Geçmişte yaşanmış bazı olaylar ya da geçmişten gelen insanlar, bir kenara konulup üstü kapatılmış detaylar üzerinde yeniden düşünmemiz gerekebilir. Saplantı ya da tabu haline getirdiğimiz, bitirme/vedalaşma sorunu yaşadığımız konularda, kavrayışımızı ve tutumuzu değiştiren açılımlar yaşayabiliriz.
Güvende olma güdüsüyle alıştığımız bir fikre, nesneye, mekana, insana, konuma tutunma eğilimimiz iyice artabilir. Bu tutunma arzusunun oluşturduğu zararları ya da böyle bir seçimin aslında bizi korumadığı gerçeğini ısrarla göz ardı edebilir ama yaşayacağımız deneyimlerle bakış açımızı değiştirmek zorunda kalabiliriz.
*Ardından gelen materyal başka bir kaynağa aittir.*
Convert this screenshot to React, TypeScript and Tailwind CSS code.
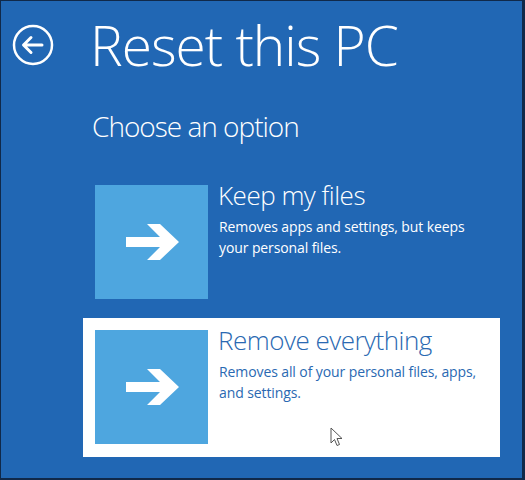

Kayıp yaşama ya da zarar görme hissi ile baş etmeyi öğrenmemiz gerekebilir. Bize güvenli gelmeyen ortamlarda ayakta kalmayı, hiç istemediğimiz bir zararı ya da üzüntüyü sineye çekmeyi, kırılganlığımıza rağmen güçlü olmayı becermek zorunda kalabiliriz.
Güvenli olmayan bir duruma hazırlıksız ya da güçsüz yakalanmak bizi kaygıya sürükler. Kaygılanmak uyarıcı olduğu müddetçe yararlı ve gereklidir. Zira "hiçbir şey yokmuş gibi davranmak" çocuksu ve zararı artıran bir yaklaşımdır. Ancak verileri sakin ve tutarlı bir gözle değerlendiremeyecek kadar aşırı bir kaygı hissediyorsak, bu bize zarar verir.
Sorunlar ve kayıplar hayatın doğal bir parçasıdır ve bunlara maruz kalmak bizim güçsüz, beceriksiz, yetersiz, önemsiz, değersiz, işe yaramaz olduğumuz anlamına gelmez. Her insan genele yayılan ya da kendisine özel bazı sorunlardan payını alır, bunların içinde pişer, olgunlaşır ve hayatına devam eder.
Hayat, tam istediğimiz gibi olmayan, biten, giden, eksilen, yıkılan şeylere rağmen devam eder. Ve sıkıntılara, hastalıklara, zorluklara, acılara rağmen görüp tadına varmamız gereken birçok mutluluk, güzellik, keyif vardır. Çocuklar bunu iyi bilirler. Büyümek bunu unutturur. Ve ne gariptir ki ‘’olgunlaşmak’’ anda var olan güzelliğin ya da keyfin tadını çıkararak hayata bir "çocuk yargısızlığı" ile devam etmeyi bize yeniden hatırlatır!
Hepimiz için; değiştirebileceğimiz şeyler konusunda uyanık, güçlü, esnek ve becerikli olmamızı, değiştiremeyeceklerimiz konusunda da dirayetli ve çözüm odaklı kalabilmemizi diliyorum.